The City of Newport, Calif., a client of VSA, has recently signed a unique cost-sharing agreement with the Corps of Engineers that will allow the City to award a dredging contract this spring to clean up the Lower Newport Harbor for the first time since 2003.

“We couldn’t have done this on our own. We would not have had the same level of success or funding without having someone working with the Corps and Congress who knows exactly whom to talk to and when to do it. VSA helped us across logjams, through hurdles, and pointed out potential sources of funding that we otherwise would not have known about. Having VSA with us got the project done,” said Dave Kiff, City Manager.

The Lower Newport Harbor has been the collection point of contaminated sediments and significant shoaling from the Newport watershed since its original construction in the 1930s.

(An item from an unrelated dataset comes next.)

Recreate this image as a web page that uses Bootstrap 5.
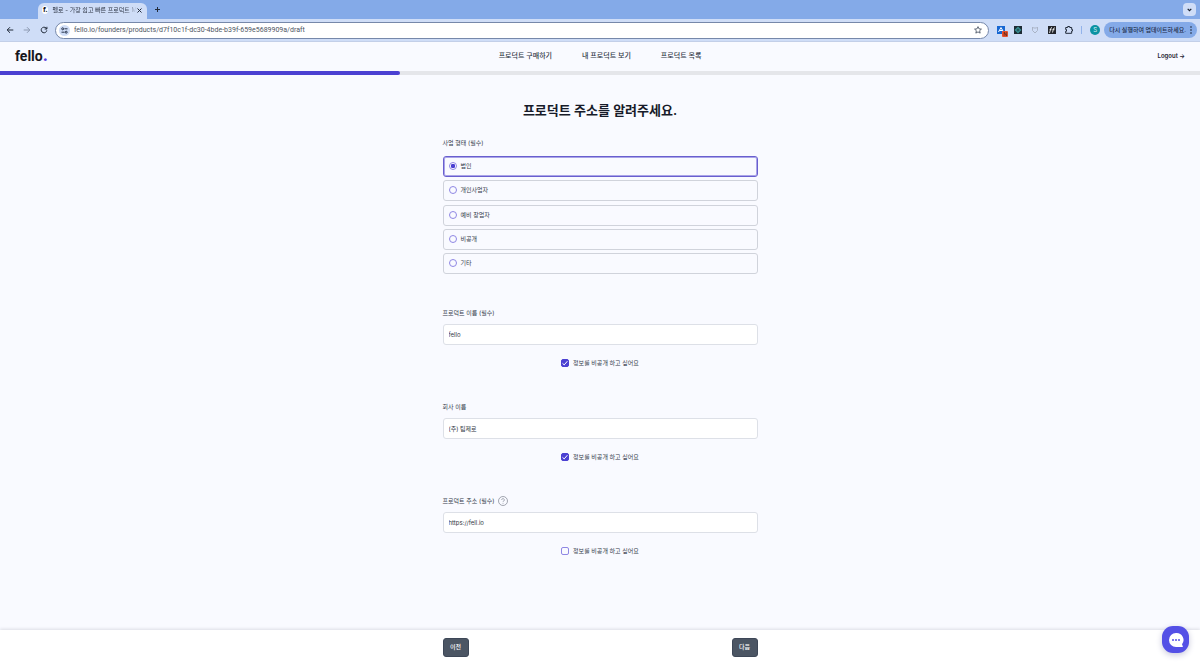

Although badly needed, maintenance dredging of the Harbor had not been accomplished since 2003 and only then to a minimum extent due to limited Federal funding.

Over the past year, VSA Vice President Jim Crum worked with the City of Newport to develop a way to supplement limited Federal funding with local funding while creating greater Federal justification through emphasizing the need to clean-up the contamination areas in the Harbor.

VSA worked with the City, its Congressional delegation and staff, the Assistant Secretary of Defense’s office of Civil Works, and the Corps of Engineers Headquarters to develop the unique approach documented in the recently approved Memorandum of Agreement. In addition, the effort helped create awareness and consideration for an additional $1.98 million in the 2012 Corps’ workplan for the harbor that was approved in February this year.

The MOA was the first of its kind in terms of cost-sharing a dredging project for a lower priority harbor in California. Approval of the MOA allows the award of the dredging contract that is expected mid-March and the clean up of the Lower Newport Harbor main channel to restore environmental value to the area and improve boating safety.